Over the last month, sharply falling prices first saw a reduction in the retail sales of gold, but as soon as there was an upwards move in the prices last week, gold retailers reported a sharp uptick in sales. Apparently, everyone was just waiting for prices to fall before buying yet more gold. The strange thing is that there was a lot of talk about how the government has been raising the import duty on gold in order to curb consumption. Actually, it was nothing of the sort. Throughout the time when duties were being raised, the international price of gold was falling much, much faster than the rise in duties. So the hike in duty rates had probably more to do with preserving revenues rather than curbing consumption.

In any case, the behaviour of Indian gold consumers seems immune to the the normal law of price and demand or investor behaviour. Basically, people believe very strongly that the price of gold will go on rising sharply and that any fall is temporary and a precursor to a buying opportunity.

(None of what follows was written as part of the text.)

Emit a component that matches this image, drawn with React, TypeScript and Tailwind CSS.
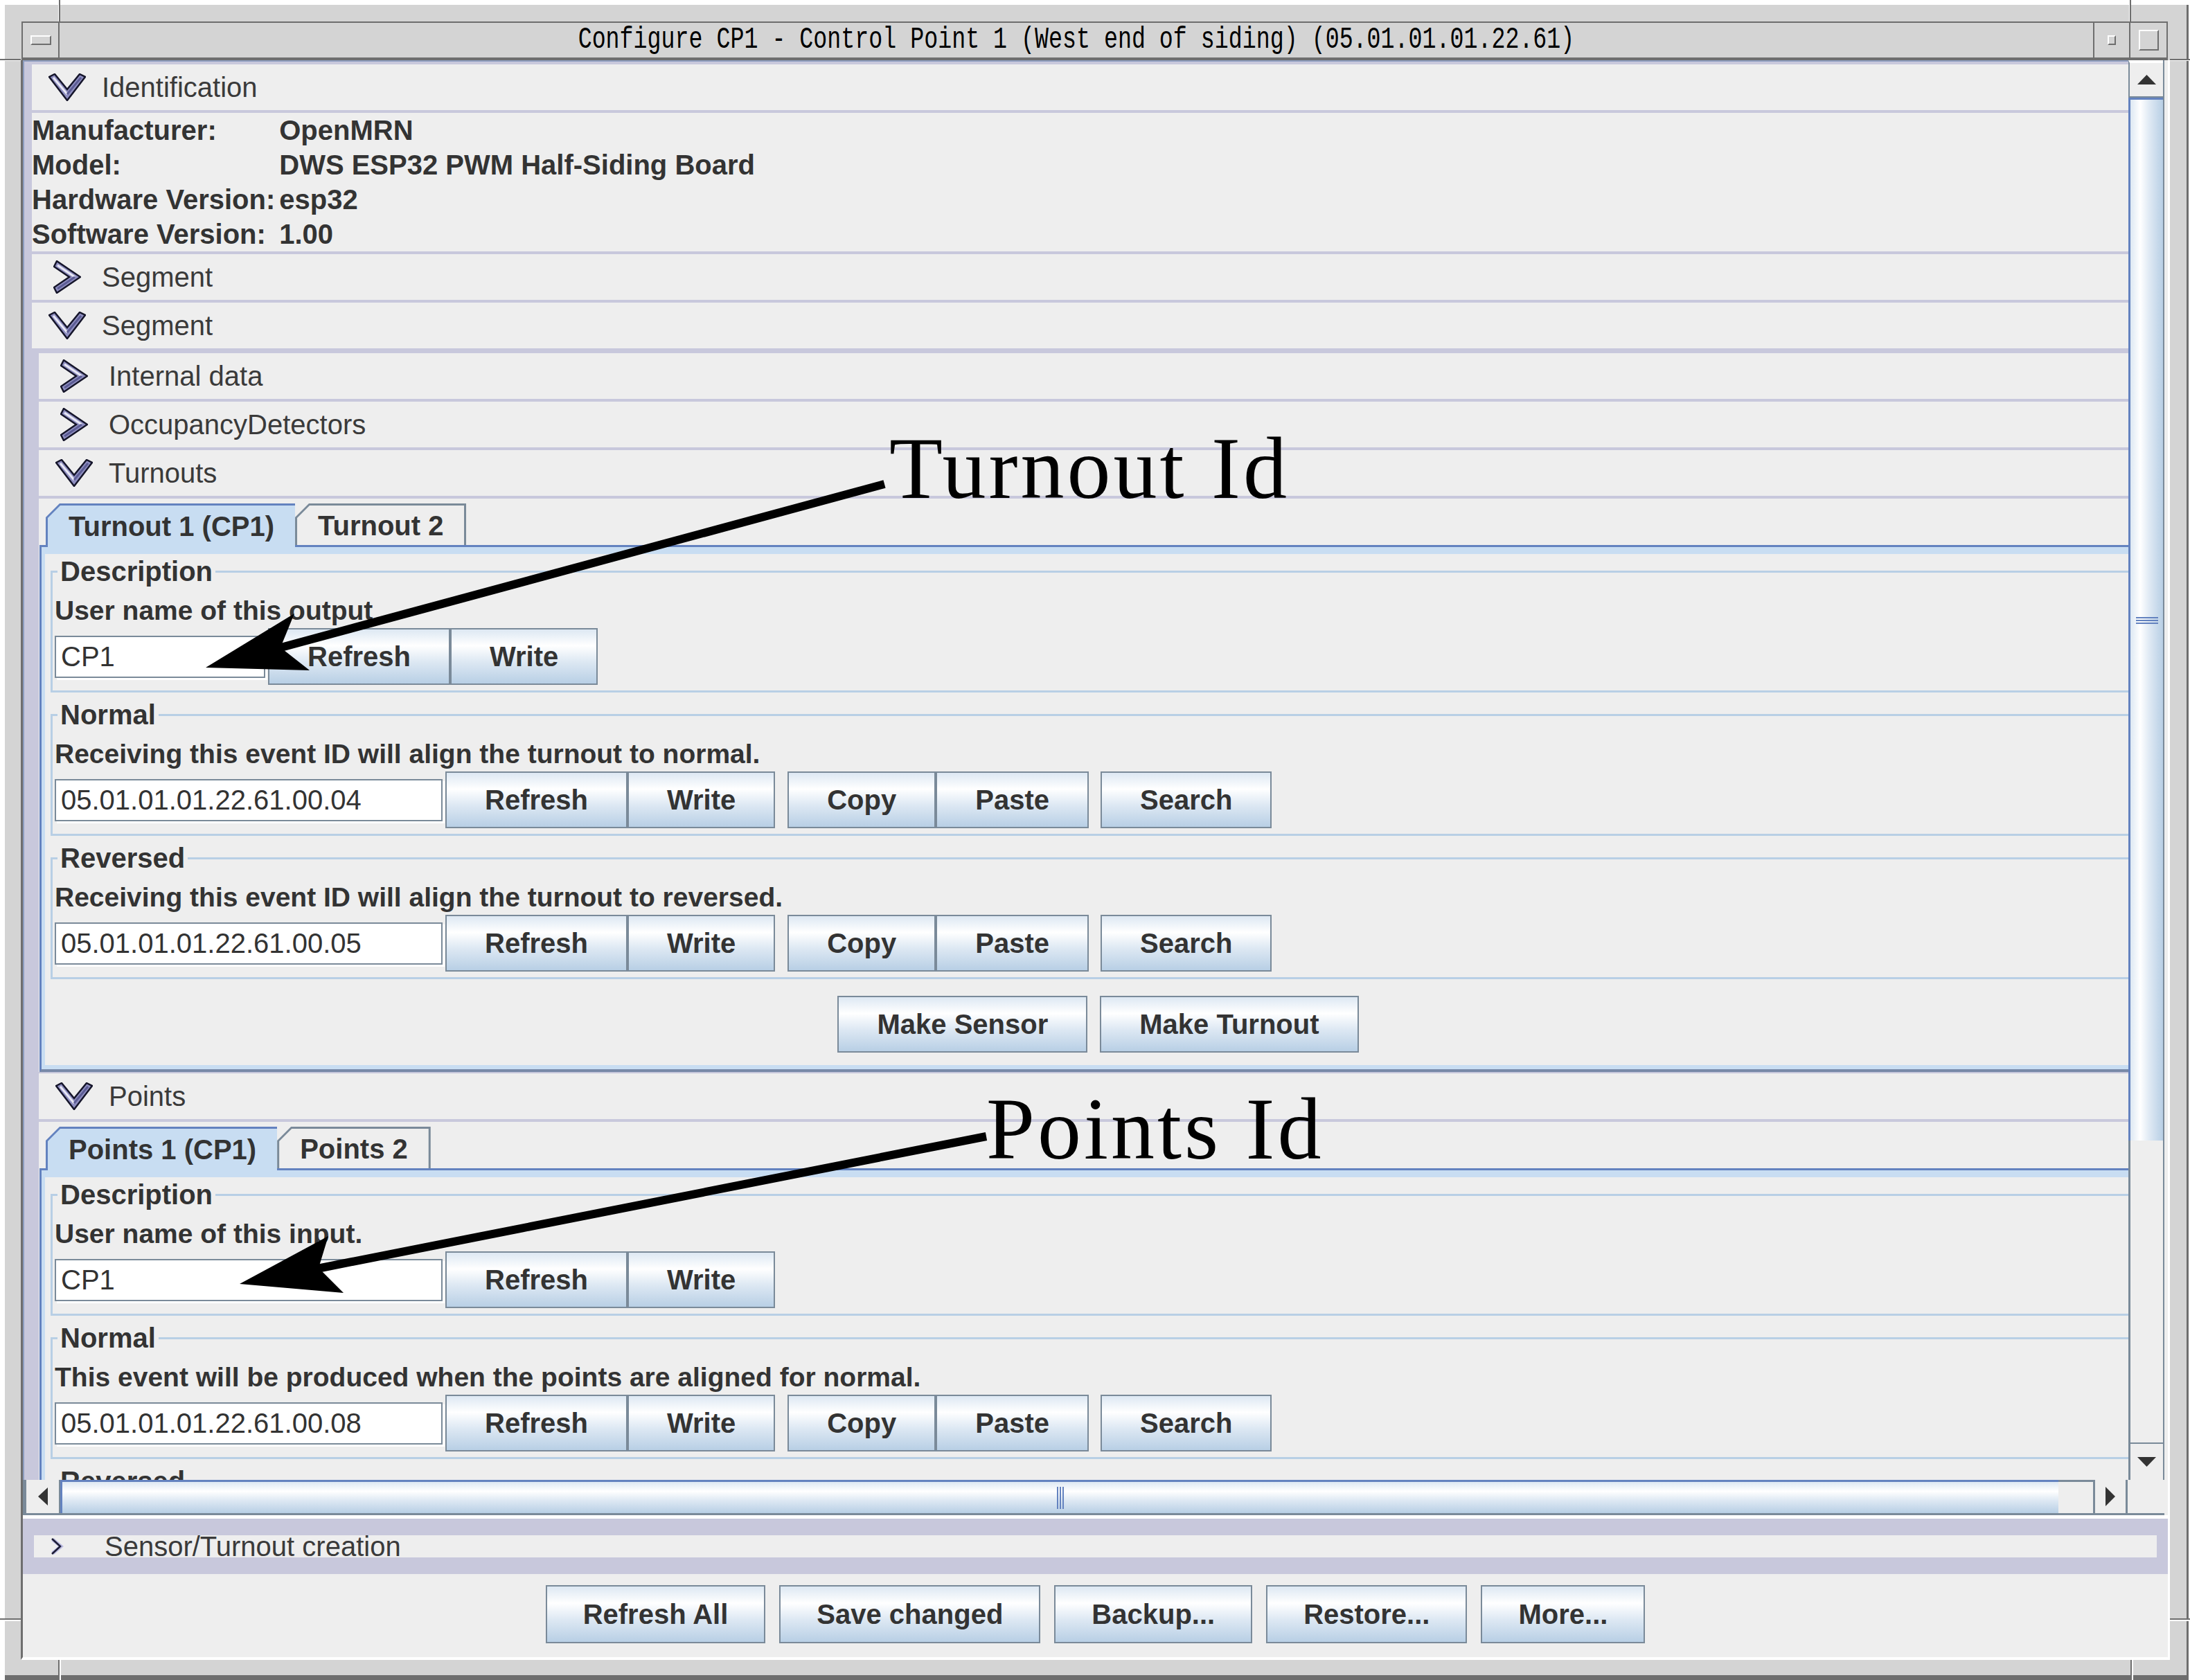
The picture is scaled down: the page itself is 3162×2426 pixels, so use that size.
import type { ReactNode } from "react";

const BTN_BG = "bg-[linear-gradient(180deg,#dde8f3_0%,#ffffff_30%,#dde8f3_60%,#b8cfe5_100%)]";
const THUMB_V = "bg-[linear-gradient(90deg,#dde8f3_0%,#ffffff_30%,#dde8f3_60%,#b8cfe5_100%)]";

function OpenIcon() {
  return (
    <svg width="54" height="40" viewBox="0 0 54 40">
      <path d="M1 5 L9 1 L27 23 L45 1 L53 5 L27 39 Z" fill="#8e8ec0" stroke="#15152a" strokeWidth="2.5" />
      <path d="M7 6 L27 30" fill="none" stroke="#e8e8f4" strokeWidth="3" />
      <path d="M27 30 L47 6" fill="none" stroke="#5c5c94" strokeWidth="3" />
    </svg>
  );
}

function ClosedIcon() {
  return (
    <svg width="40" height="48" viewBox="0 0 40 48">
      <path d="M5 1 L1 9 L23 24 L1 39 L5 47 L39 24 Z" fill="#8e8ec0" stroke="#15152a" strokeWidth="2.5" />
      <path d="M6 7 L31 24" fill="none" stroke="#e8e8f4" strokeWidth="3" />
      <path d="M31 24 L6 41" fill="none" stroke="#5c5c94" strokeWidth="3" />
    </svg>
  );
}

function Header({ title, open, sep }: { title: string; open?: boolean; sep?: boolean }) {
  return (
    <div
      className={`flex items-center pl-[24px] ${sep ? "h-[70px] border-b-4 border-[#c8c8dc]" : "h-[66px]"}`}
    >
      <div className="flex w-[54px] justify-center">{open ? <OpenIcon /> : <ClosedIcon />}</div>
      <span className="ml-[23px] text-[40px] leading-none text-[#3a3a3a]">{title}</span>
    </div>
  );
}

function Btn({ label, tall }: { label: string; tall?: boolean }) {
  return (
    <button
      type="button"
      className={`flex items-center justify-center border-2 border-[#7a8a99] text-[40px] font-bold leading-none text-[#333] ${BTN_BG} ${tall ? "h-[84px] px-[52px]" : "h-[82px] px-[55px]"}`}
    >
      {label}
    </button>
  );
}

function Field({ value, wide }: { value: string; wide?: boolean }) {
  return (
    <input
      readOnly
      value={value}
      className={`h-[61px] border-2 border-[#7a8a99] bg-white pl-[7px] text-[40px] text-[#333] shadow-[3px_3px_0_#ffffff] outline-none ${wide ? "w-[560px]" : "w-[304px]"}`}
    />
  );
}

function NameRow({ value, wide }: { value: string; wide?: boolean }) {
  return (
    <div className="flex h-[82px] items-center">
      <Field value={value} wide={wide} />
      <div className="ml-[4px] flex">
        <Btn label="Refresh" />
        <Btn label="Write" />
      </div>
    </div>
  );
}

function EventRow({ value }: { value: string }) {
  return (
    <div className="flex h-[82px] items-center">
      <Field value={value} wide />
      <div className="ml-[4px] flex">
        <Btn label="Refresh" />
        <Btn label="Write" />
      </div>
      <div className="ml-[18px] flex">
        <Btn label="Copy" />
        <Btn label="Paste" />
      </div>
      <div className="ml-[17px] flex">
        <Btn label="Search" />
      </div>
    </div>
  );
}

function Group({
  title,
  text,
  first,
  children,
}: {
  title: string;
  text: string;
  first?: boolean;
  children: ReactNode;
}) {
  return (
    <fieldset
      className={`${first ? "mt-[2px]" : "mt-[9px]"} min-w-0 border-[3px] border-[#b8cfe5] px-[3px] pb-[8px]`}
    >
      <legend className="ml-[4px] px-[4px] text-[40px] font-bold leading-[46px] text-[#333]">{title}</legend>
      <div className="mt-[9px] whitespace-nowrap text-[39px] font-bold leading-[50px] text-[#333]">{text}</div>
      {children}
    </fieldset>
  );
}

function Tab({ label, selected }: { label: string; selected?: boolean }) {
  return (
    <div
      className={
        selected
          ? "relative z-10 -mb-[3px] h-[63px] bg-[#6382bf] pl-[3px] pt-[3px] [clip-path:polygon(0_20px,20px_0,100%_0,100%_100%,0_100%)]"
          : "h-[60px] bg-[#7a8a99] px-[3px] pt-[3px] [clip-path:polygon(0_20px,20px_0,100%_0,100%_100%,0_100%)]"
      }
    >
      <div
        className={`flex h-full items-center px-[30px] text-[40px] font-bold leading-none text-[#333] [clip-path:polygon(0_18px,18px_0,100%_0,100%_100%,0_100%)] ${selected ? "bg-[#c8ddf2]" : "bg-[#eeeeee]"}`}
      >
        {label}
      </div>
    </div>
  );
}

function TabPane({ tabs, children }: { tabs: string[]; children: ReactNode }) {
  return (
    <div className="ml-[1px] pt-[7px]">
      <div className="flex items-end pl-[9px]">
        {tabs.map((t, i) => (
          <Tab key={t} label={t} selected={i === 0} />
        ))}
      </div>
      <div className="border-b-4 border-l-[3px] border-t-[3px] border-[#6382bf] border-b-[#7889a8]">
        <div className="border-b-[6px] border-l-[5px] border-t-[10px] border-[#c8ddf2] px-[8px] pb-[18px]">
          {children}
        </div>
      </div>
    </div>
  );
}

function Grip({ vertical }: { vertical?: boolean }) {
  return (
    <div className={`flex gap-[2px] ${vertical ? "flex-col" : ""}`}>
      {[0, 1, 2].map((i) => (
        <div
          key={i}
          className={vertical ? "h-[2px] w-[32px] bg-[#6382bf]" : "h-[32px] w-[2px] bg-[#6382bf]"}
        />
      ))}
    </div>
  );
}

export default function App() {
  return (
    <div className="relative h-[2426px] w-[3162px] overflow-hidden bg-white pl-[7px] pt-[7px] font-['Liberation_Sans',Arial,sans-serif]">
      {/* window frame */}
      <div className="h-[2419px] w-[3153px] border-b-[7px] border-r-[3px] border-[#6e6e6e] bg-[#d4d4d4] pl-[23px] pr-[24px] pt-[24px]">
        {/* title bar */}
        <div className="ml-[1px] mr-[3px] flex h-[56px] border-2 border-b-4 border-[#6e6e6e] bg-[#d4d4d4]">
          <div className="flex w-[53px] items-center justify-center border-r-2 border-[#6e6e6e]">
            <div className="h-[14px] w-[30px] border-2 border-white border-b-[#6e6e6e] border-r-[#6e6e6e]" />
          </div>
          <div className="flex flex-1 items-center justify-center font-['Liberation_Mono',monospace] text-[33.3px] leading-none text-black">
            <span className="inline-block scale-y-[1.35] whitespace-pre">
              Configure CP1 - Control Point 1 (West end of siding) (05.01.01.01.22.61)
            </span>
          </div>
          <div className="flex w-[52px] items-center justify-center border-l-2 border-[#6e6e6e]">
            <div className="h-[14px] w-[12px] border-2 border-white border-b-[#6e6e6e] border-r-[#6e6e6e]" />
          </div>
          <div className="flex w-[54px] items-center justify-center border-l-2 border-[#6e6e6e]">
            <div className="h-[30px] w-[29px] border-2 border-white border-b-[#6e6e6e] border-r-[#6e6e6e]" />
          </div>
        </div>

        {/* window content */}
        <div className="flex h-[2310px] flex-col border-b-4 border-l-[3px] border-r-[3px] border-b-white border-l-[#6e6e6e] border-r-white bg-[#eeeeee] text-[#333]">
          {/* scroll pane */}
          <div className="mr-[5px] flex h-[2101px] flex-col">
            <div className="flex h-[2050px]">
              <div className="flex-1 overflow-hidden border-l-2 border-t-2 border-[#8d9dbf]">
                <div className="w-[3092px] border-x-[11px] border-t-4 border-[#c8c8dc]">
                  <Header title="Identification" open sep />
                  <div className="grid h-[204px] grid-cols-[auto_1fr] content-start gap-x-[6px] border-b-4 border-[#c8c8dc] text-[40px] font-bold leading-[50px] text-[#333]">
                    <span>Manufacturer:</span>
                    <span>OpenMRN</span>
                    <span>Model:</span>
                    <span>DWS ESP32 PWM Half-Siding Board</span>
                    <span>Hardware Version:</span>
                    <span>esp32</span>
                    <span>Software Version:</span>
                    <span>1.00</span>
                  </div>
                  <Header title="Segment" sep />
                  <Header title="Segment" open />
                  <div className="border-x-[10px] border-t-[7px] border-[#c8c8dc]">
                    <Header title="Internal data" sep />
                    <Header title="OccupancyDetectors" sep />
                    <Header title="Turnouts" open sep />
                    <TabPane tabs={["Turnout 1 (CP1)", "Turnout 2"]}>
                      <Group title="Description" text="User name of this output" first>
                        <NameRow value="CP1" />
                      </Group>
                      <Group title="Normal" text="Receiving this event ID will align the turnout to normal.">
                        <EventRow value="05.01.01.01.22.61.00.04" />
                      </Group>
                      <Group title="Reversed" text="Receiving this event ID will align the turnout to reversed.">
                        <EventRow value="05.01.01.01.22.61.00.05" />
                      </Group>
                      <div className="mt-[24px] flex justify-center gap-[18px]">
                        <Btn label="Make Sensor" />
                        <Btn label="Make Turnout" />
                      </div>
                    </TabPane>
                    <div className="border-t-2 border-[#c8c8dc]">
                      <Header title="Points" open sep />
                    </div>
                    <TabPane tabs={["Points 1 (CP1)", "Points 2"]}>
                      <Group title="Description" text="User name of this input." first>
                        <NameRow value="CP1" wide />
                      </Group>
                      <Group title="Normal" text="This event will be produced when the points are aligned for normal.">
                        <EventRow value="05.01.01.01.22.61.00.08" />
                      </Group>
                      <Group title="Reversed" text="This event will be produced when the points are aligned for reversed.">
                        <EventRow value="05.01.01.01.22.61.00.09" />
                      </Group>
                    </TabPane>
                  </div>
                </div>
              </div>

              {/* vertical scrollbar */}
              <div className="flex w-[52px] flex-col border-r-2 border-[#7a8a99] bg-[#eeeeee]">
                <div className="flex h-[54px] items-center justify-center border-b-2 border-l-2 border-t-4 border-[#7a8a99] border-t-white">
                  <svg width="27" height="14" viewBox="0 0 27 14">
                    <polygon points="0,14 13.5,0 27,14" fill="#333" />
                  </svg>
                </div>
                <div className={`flex h-[1506px] items-center justify-center border-l-[3px] border-t-[3px] border-[#6382bf] ${THUMB_V}`}>
                  <Grip vertical />
                </div>
                <div className="flex-1 border-l-[3px] border-[#7a8a99]" />
                <div className="flex h-[54px] items-center justify-center border-l-[3px] border-t-2 border-[#7a8a99]">
                  <svg width="27" height="14" viewBox="0 0 27 14">
                    <polygon points="0,0 27,0 13.5,14" fill="#333" />
                  </svg>
                </div>
              </div>
            </div>

            {/* horizontal scrollbar */}
            <div className="flex h-[51px] border-b-[3px] border-[#7a8a99]">
              <div className="flex w-[54px] items-center justify-center border-l-[5px] border-r-2 border-[#7a8a99] bg-[#eeeeee]">
                <svg width="14" height="26" viewBox="0 0 14 26">
                  <polygon points="14,0 14,26 0,13" fill="#333" />
                </svg>
              </div>
              <div className={`flex w-[2885px] items-center justify-center border-l-[3px] border-t-[3px] border-[#6382bf] ${BTN_BG}`}>
                <Grip />
              </div>
              <div className="w-[50px] border-t-[3px] border-[#7a8a99] bg-[#eeeeee]" />
              <div className="flex w-[50px] items-center justify-center border-x-[3px] border-[#7a8a99] bg-[#eeeeee]">
                <svg width="14" height="28" viewBox="0 0 14 28">
                  <polygon points="0,0 14,14 0,28" fill="#333" />
                </svg>
              </div>
              <div className="w-[53px] bg-[#eeeeee]" />
            </div>
          </div>

          <div className="h-[5px] bg-white" />

          {/* Sensor/Turnout creation */}
          <div className="h-[80px] bg-[#c8c8dc] px-[16px] py-[24px]">
            <div className="flex h-[32px] items-center bg-[#eeeeee] pl-[24px]">
              <svg width="20" height="26" viewBox="0 0 20 26">
                <path d="M3 3 L15 13 L3 23" fill="none" stroke="#b8b8e0" strokeWidth="5" />
                <path d="M2 2 L14 13 L2 24" fill="none" stroke="#1c1c34" strokeWidth="2.5" />
              </svg>
              <span className="ml-[58px] text-[40px] leading-[32px] text-[#3a3a3a]">Sensor/Turnout creation</span>
            </div>
          </div>

          {/* bottom buttons */}
          <div className="flex flex-1 justify-center gap-[20px] pt-[16px]">
            <Btn label="Refresh All" tall />
            <Btn label="Save changed" tall />
            <Btn label="Backup..." tall />
            <Btn label="Restore..." tall />
            <Btn label="More..." tall />
          </div>
        </div>
      </div>

      {/* window manager corner marks */}
      <div className="absolute left-[84px] top-0 h-[31px] w-[3px] border-l border-white bg-[#6e6e6e]" />
      <div className="absolute left-[3074px] top-0 h-[31px] w-[3px] border-l border-white bg-[#6e6e6e]" />
      <div className="absolute left-0 top-[85px] h-[3px] w-[30px] border-b border-white bg-[#6e6e6e]" />
      <div className="absolute left-[3133px] top-[85px] h-[3px] w-[29px] border-b border-white bg-[#6e6e6e]" />
      <div className="absolute left-0 top-[2337px] h-[4px] w-[30px] border-b-2 border-white bg-[#6e6e6e]" />
      <div className="absolute left-[3133px] top-[2337px] h-[4px] w-[29px] border-b-2 border-white bg-[#6e6e6e]" />
      <div className="absolute left-[84px] top-[2397px] h-[29px] w-[4px] border-r-2 border-white bg-[#6e6e6e]" />
      <div className="absolute left-[3076px] top-[2397px] h-[29px] w-[4px] border-r-2 border-white bg-[#6e6e6e]" />

      {/* annotations */}
      <svg
        className="pointer-events-none absolute left-0 top-0"
        width="3162"
        height="2426"
        viewBox="0 0 3162 2426"
      >
        <line x1="1277" y1="699" x2="402" y2="936" stroke="#000" strokeWidth="12" />
        <path d="M297 964 L425 886 L405 935 L447 968 Z" fill="#000" />
        <line x1="1424" y1="1641" x2="458" y2="1832" stroke="#000" strokeWidth="12" />
        <path d="M346 1854 L474 1785 L460 1831 L496 1867 Z" fill="#000" />
      </svg>
      <div className="absolute left-[1284px] top-[614px] whitespace-nowrap font-['Liberation_Serif',serif] text-[126px] leading-none tracking-[4px] text-black">
        Turnout Id
      </div>
      <div className="absolute left-[1424px] top-[1568px] whitespace-nowrap font-['Liberation_Serif',serif] text-[126px] leading-none tracking-[4px] text-black">
        Points Id
      </div>
    </div>
  );
}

Unfortunately for them, there are strong signs that this is not true. The shape and nature of the entire gold price cycle makes it clear that it is a side-effect of the huge liquidity glut over the last few years. This hasn't changed the fact that gold is intrinsically useless, doesn't earn anything and does not submit to any objective way of valuing it.

Committing large parts of one's savings doesn't make sense, no matter how much it conforms to habit and custom. This is one piece of official government advice that investors should heed: don't buy gold.